→ **Exercise prompt**: Print nothing but the lines from the start of the listing below through the line that contains "FILE: index.html". Do not include the pictures.

→ **Supplied material**:
········
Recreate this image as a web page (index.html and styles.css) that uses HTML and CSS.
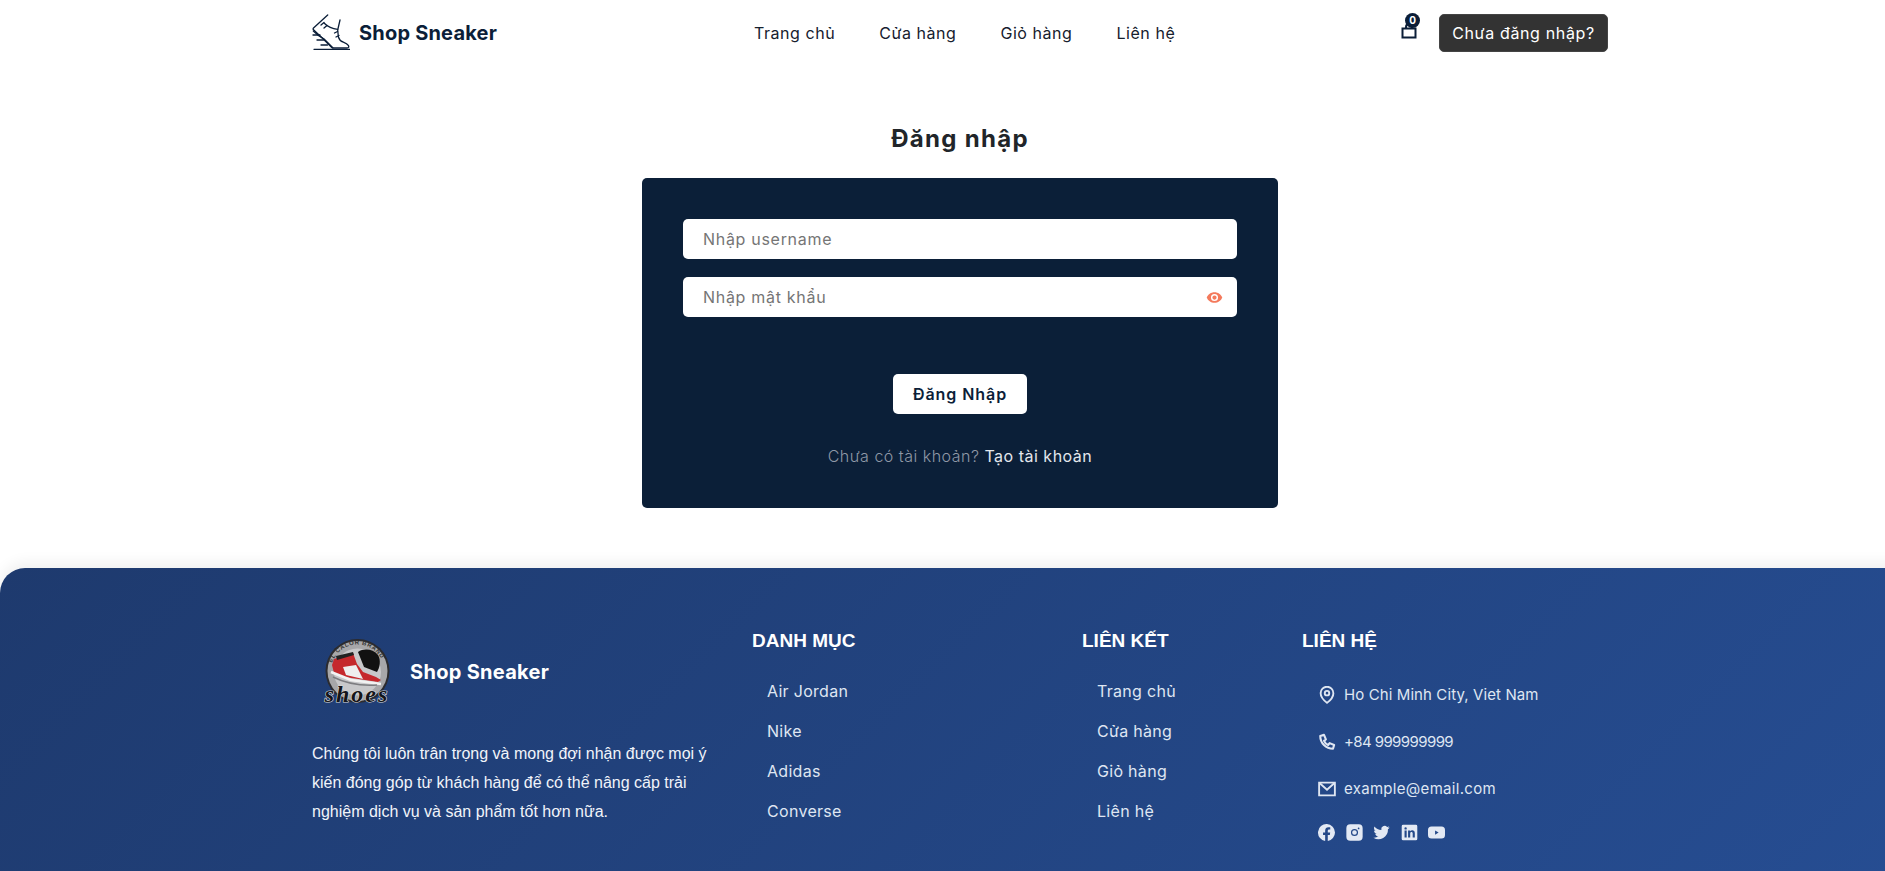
FILE: index.html

```html
<!DOCTYPE html>
<html lang="vi">
<head>
    <meta charset="UTF-8">
    <meta name="viewport" content="width=device-width, initial-scale=1.0">
    <title>Đăng nhập - Shop Sneaker</title>
    <link rel="stylesheet" href="styles.css">
</head>
<body>
    <header class="header">
        <a class="brand" href="#">
            <svg class="brand-logo" viewBox="0 0 38 37" fill="none" stroke="#0b1e38" stroke-width="1.300" stroke-linecap="round" stroke-linejoin="round">
                <path d="M2 35.300h35.500"/>
                <path d="M15.700 1 1.500 14c-.5.6-.5 1.200 0 1.800l8.500 8 9.500 9.500c.5.500 1 .7 1.800.7H35c1.700 0 2.200-1.200 1.300-2.600-1-1.500-3-2.400-5-3.200-2.500-1-4.200-2.600-4.900-5.200L25.700 16 28 6"/>
                <path d="M12.300 9.300c3.500 3.600 8 5.600 13.400 6"/>
                <path d="M1.300 17c3.500 3.500 6.500 6 10.500 7.800l9 9"/>
                <path d="m9 11 3-2.500M12 14l3-2.500M22.500 19l3-1.500M24 23l3-1.500"/>
                <path d="M1 21h7M5 26h6.500M9 31h6.500"/>
            </svg>
            <span>Shop Sneaker</span>
        </a>
        <nav class="nav">
            <a href="#">Trang chủ</a>
            <a href="#">Cửa hàng</a>
            <a href="#">Giỏ hàng</a>
            <a href="#">Liên hệ</a>
        </nav>
        <div class="header-right">
            <a class="cart" href="#">
                <svg viewBox="0 0 16 16" fill="none" stroke="#0b1e38" stroke-width="2">
                    <path d="M1.500 5.500h13v9h-13z"/>
                    <path d="M5 5.500V4a3 3 0 0 1 6 0v1.500"/>
                </svg>
                <span class="cart-count">0</span>
            </a>
            <button class="account-btn">Chưa đăng nhập?</button>
        </div>
    </header>

    <main class="main">
        <h1 class="page-title">Đăng nhập</h1>
        <form class="login-card">
            <div class="field">
                <input type="text" placeholder="Nhập username">
            </div>
            <div class="field">
                <input type="password" placeholder="Nhập mật khẩu">
                <svg class="eye" viewBox="0 0 24 24" fill="#f47a5c">
                    <path d="M12 4.500C7 4.500 2.700 7.600 1 12c1.700 4.400 6 7.500 11 7.500s9.300-3.100 11-7.500c-1.700-4.400-6-7.500-11-7.500zM12 17a5 5 0 1 1 0-10 5 5 0 0 1 0 10zm0-8a3 3 0 1 0 0 6 3 3 0 0 0 0-6z"/>
                </svg>
            </div>
            <button class="submit-btn" type="button">Đăng Nhập</button>
            <p class="signup">Chưa có tài khoản? <a href="#">Tạo tài khoản</a></p>
        </form>
    </main>

    <footer class="footer">
        <div class="footer-inner">
            <div class="footer-about">
                <div class="footer-brand">
                    <svg class="badge" viewBox="0 0 80 85">
                        <defs>
                            <path id="badge-arc" d="M13 39a26.500 26.500 0 0 1 53 0"/>
                        </defs>
                        <circle cx="39.500" cy="39" r="32" fill="#2b2b2f"/>
                        <circle cx="39.500" cy="39" r="30" fill="#a7a7a9"/>
                        <circle cx="39.500" cy="40" r="23.500" fill="#c8c8ca"/>
                        <text class="badge-ring"><textPath href="#badge-arc" startOffset="8">EL CALOR BRAND</textPath></text>
                        <path d="M40 20c6-4 15-3 20 3 3 5 2 12-1 17L46 35z" fill="#111"/>
                        <path d="M16 27l19-6 4 11 6 8 13 5 5 3-3 2-33-5-11-4-2-8z" fill="#c5282c"/>
                        <path d="M18 24l17-4 1 3-17 5z" fill="#222"/>
                        <path d="M25 35l13-2 7 14-17-4z" fill="#eeeeee"/>
                        <path d="M13 40l20 8 30 4" fill="none" stroke="#f2f2f2" stroke-width="2.600"/>
                        <path d="M15 45c14 7 28 9 44 8" fill="none" stroke="#7d7d80" stroke-width="1.500"/>
                        <text class="badge-text" x="39" y="70" text-anchor="middle">shoes</text>
                    </svg>
                    <span class="footer-brand-name">Shop Sneaker</span>
                </div>
                <p class="footer-desc">Chúng tôi luôn trân trọng và mong đợi nhận được mọi ý kiến đóng góp từ khách hàng để có thể nâng cấp trải nghiệm dịch vụ và sản phẩm tốt hơn nữa.</p>
            </div>
            <div class="footer-col">
                <h3>DANH MỤC</h3>
                <ul>
                    <li><a href="#">Air Jordan</a></li>
                    <li><a href="#">Nike</a></li>
                    <li><a href="#">Adidas</a></li>
                    <li><a href="#">Converse</a></li>
                </ul>
            </div>
            <div class="footer-col">
                <h3>LIÊN KẾT</h3>
                <ul>
                    <li><a href="#">Trang chủ</a></li>
                    <li><a href="#">Cửa hàng</a></li>
                    <li><a href="#">Giỏ hàng</a></li>
                    <li><a href="#">Liên hệ</a></li>
                </ul>
            </div>
            <div class="footer-col">
                <h3>LIÊN HỆ</h3>
                <div class="contact-list">
                    <div class="contact-item contact-place">
                        <svg viewBox="0 0 24 24" fill="none" stroke="#dfe6f2" stroke-width="2.500">
                            <path d="M12 22.500s8.500-6.500 8.500-13a8.500 8.500 0 0 0-17 0c0 6.500 8.500 13 8.500 13z"/>
                            <circle cx="12" cy="9.500" r="3"/>
                        </svg>
                        <span>Ho Chi Minh City, Viet Nam</span>
                    </div>
                    <div class="contact-item contact-phone">
                        <svg viewBox="0 0 24 24" fill="none" stroke="#dfe6f2" stroke-width="2.800" stroke-linejoin="round">
                            <path d="M3 4 8 2.500l2.500 6-2.500 2c1.200 2.600 3 4.400 5.500 5.500l2-2.500 6 2.500L20 21C10.500 21 3 13.500 3 4z"/>
                        </svg>
                        <span>+84 999999999</span>
                    </div>
                    <div class="contact-item">
                        <svg viewBox="0 0 24 24" fill="none" stroke="#dfe6f2" stroke-width="2.500">
                            <path d="M1.500 3.500h21v17h-21z"/>
                            <path d="m2 4 10 9 10-9"/>
                        </svg>
                        <span>example@email.com</span>
                    </div>
                    <div class="social">
                        <svg viewBox="0 0 24 24" fill="#e3e9f4">
                            <path d="M24 12a12 12 0 1 0-13.900 11.900v-8.400h-3V12h3V9.400c0-3 1.800-4.700 4.500-4.700 1.300 0 2.700.2 2.700.2v3h-1.500c-1.500 0-2 .9-2 1.900V12h3.400l-.5 3.500h-2.900v8.400A12 12 0 0 0 24 12z"/>
                        </svg>
                        <svg viewBox="0 0 24 24" fill="#e3e9f4">
                            <path fill-rule="evenodd" d="M6 .5h12A5.500 5.500 0 0 1 23.500 6v12a5.500 5.500 0 0 1-5.500 5.500H6A5.500 5.500 0 0 1 .5 18V6A5.500 5.500 0 0 1 6 .5zM12 7a5 5 0 1 0 0 10 5 5 0 0 0 0-10zm0 1.700a3.300 3.300 0 1 1 0 6.600 3.300 3.300 0 0 1 0-6.600zM17.800 5a1.200 1.200 0 1 0 0 2.400 1.200 1.200 0 0 0 0-2.400z"/>
                        </svg>
                        <svg viewBox="0 0 24 24" fill="#e3e9f4">
                            <path d="M23.500 5c-.8.400-1.800.6-2.700.8 1-.6 1.700-1.500 2.100-2.600-.9.500-1.900.9-3 1.100a4.700 4.700 0 0 0-8.100 4.300C7.900 8.400 4.400 6.500 2.100 3.600c-1.300 2.200-.6 4.900 1.500 6.300-.8 0-1.500-.2-2.100-.6 0 2.300 1.600 4.200 3.800 4.700-.7.200-1.400.2-2.100.1.600 1.900 2.300 3.200 4.400 3.300A9.500 9.500 0 0 1 .5 19.300 13.400 13.400 0 0 0 21.100 7.400c.9-.6 1.700-1.400 2.400-2.400z"/>
                        </svg>
                        <svg viewBox="0 0 24 24" fill="#e3e9f4">
                            <path fill-rule="evenodd" d="M3 1h18a2 2 0 0 1 2 2v18a2 2 0 0 1-2 2H3a2 2 0 0 1-2-2V3a2 2 0 0 1 2-2zm2 8v10h3V9zm1.500-4.500a1.700 1.700 0 1 0 0 3.400 1.700 1.700 0 0 0 0-3.400zM10 9v10h3v-5.500c0-1.500.7-2.200 1.800-2.200s1.700.7 1.700 2.200V19h3v-6c0-3-1.500-4.200-3.600-4.200-1.300 0-2.300.6-2.900 1.500V9z"/>
                        </svg>
                        <svg viewBox="0 0 24 24" fill="#e3e9f4">
                            <path fill-rule="evenodd" d="M5 3.500h14a5 5 0 0 1 5 5v7a5 5 0 0 1-5 5H5a5 5 0 0 1-5-5v-7a5 5 0 0 1 5-5zm5 5.500v6l5-3z"/>
                        </svg>
                    </div>
                </div>
            </div>
        </div>
    </footer>
</body>
</html>
```

FILE: styles.css

```css
* { box-sizing: border-box; }
html { height: 100%; overflow: hidden; }
body { margin: 0; width: 1920px; height: 100%; font-family: "Inter", "Noto Sans", sans-serif; background-color: #fff; color: #0b1e38; display: flex; flex-direction: column; }
a { color: inherit; text-decoration: none; }

.header { width: 1296px; height: 65px; margin: 0 auto; display: flex; align-items: center; flex-shrink: 0; }
.brand { width: 442px; display: flex; align-items: center; gap: 9px; font-size: 20px; font-weight: 700; letter-spacing: 0.2px; color: #0b1e38; }
.brand-logo { width: 38px; height: 37px; }
.nav { display: flex; gap: 44px; font-size: 16px; letter-spacing: 0.55px; color: #16202e; }
.header-right { margin-left: auto; display: flex; align-items: center; gap: 22px; }
.cart { position: relative; width: 16px; height: 16px; display: block; margin-bottom: 4px; }
.cart svg { width: 16px; height: 16px; display: block; }
.cart-count { position: absolute; top: -10px; left: 4px; width: 15px; height: 15px; border-radius: 50%; background-color: #0b1e38; color: #fff; font-size: 10px; font-weight: 700; line-height: 15px; text-align: center; }
.account-btn { width: 169px; height: 38px; background-color: #333; color: #fff; border: 1px solid #444; border-radius: 5px; font-family: inherit; font-size: 16px; letter-spacing: 0.65px; cursor: pointer; }

.main { flex: 1; display: flex; flex-direction: column; align-items: center; }
.page-title { margin: 57px 0 0; font-size: 24px; line-height: 34px; font-weight: 700; color: #212529; letter-spacing: 1.3px; }
.login-card { width: 636px; height: 330px; margin-top: 22px; padding: 41px 41px 0; background-color: #0b1f38; border-radius: 5px; display: flex; flex-direction: column; align-items: center; }
.field { position: relative; width: 100%; height: 40px; margin-bottom: 18px; }
.field input { width: 100%; height: 40px; border: none; border-radius: 5px; padding: 0 20px; font-family: inherit; font-size: 16px; letter-spacing: 0.7px; background-color: #fff; outline: none; }
.field input::placeholder { color: #757575; }
.eye { position: absolute; right: 14px; top: 12px; width: 17px; height: 17px; }
.submit-btn { width: 134px; height: 40px; margin-top: 39px; background-color: #fff; color: #0b1e38; border: none; border-radius: 5px; font-family: inherit; font-size: 16px; font-weight: 600; letter-spacing: 0.95px; cursor: pointer; }
.signup { margin: 30px 0 0; font-size: 16px; line-height: 24px; letter-spacing: 0.5px; color: #8f98a6; font-weight: 300; }
.signup a { color: #e3e7ed; font-weight: 400; }

.footer { height: 303px; flex-shrink: 0; background: linear-gradient(135deg, #1e3a6e 0%, #264d92 100%); border-radius: 25px 0 0 0; box-shadow: 0 -6px 14px rgba(0, 0, 0, 0.06); color: #fff; }
.footer-inner { width: 1296px; margin: 0 auto; display: grid; grid-template-columns: 440px 330px 220px 1fr; padding-top: 58px; }
.footer-brand { display: flex; align-items: center; gap: 12px; margin: 6px 0 0 6px; font-size: 20px; font-weight: 700; letter-spacing: 0.3px; }
.footer-brand-name { margin-bottom: 5px; }
.badge { width: 80px; height: 85px; overflow: visible; }
.badge-ring { font-family: "Liberation Sans", Arial, sans-serif; font-size: 6px; font-weight: 700; fill: #333; letter-spacing: 0.6px; }
.badge-text { font-family: "Liberation Serif", serif; font-style: italic; font-weight: 700; font-size: 24px; letter-spacing: 2px; fill: #15151a; stroke: #d8d8d8; stroke-width: 1.200px; paint-order: stroke; }
.footer-desc { width: 410px; margin: 22px 0 0; font-family: "Liberation Sans", Arial, sans-serif; font-size: 16px; line-height: 29px; color: #f1f4fa; }
.footer-col h3 { margin: 0 0 20px; font-family: "Liberation Sans", Arial, sans-serif; font-size: 19px; line-height: 30px; font-weight: 700; }
.footer-col ul { list-style: none; margin: 0; padding: 0 0 0 15px; }
.footer-col li { height: 40px; line-height: 30px; font-size: 16px; letter-spacing: 0.3px; color: #dfe6f2; }
.contact-list { padding: 0 0 0 16px; margin-top: -5px; }
.contact-item { display: flex; align-items: center; gap: 8px; height: 47px; font-size: 15px; letter-spacing: 0.3px; color: #dfe6f2; }
.contact-item svg { width: 18px; height: 18px; flex-shrink: 0; }
.contact-place { letter-spacing: 0.1px; }
.contact-phone { letter-spacing: -0.6px; }
.social { display: flex; align-items: center; gap: 10.5px; margin-top: 12px; }
.social svg { width: 17px; height: 17px; }
```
········
→ **The reply**:
Recreate this image as a web page (index.html and styles.css) that uses HTML and CSS.
FILE: index.html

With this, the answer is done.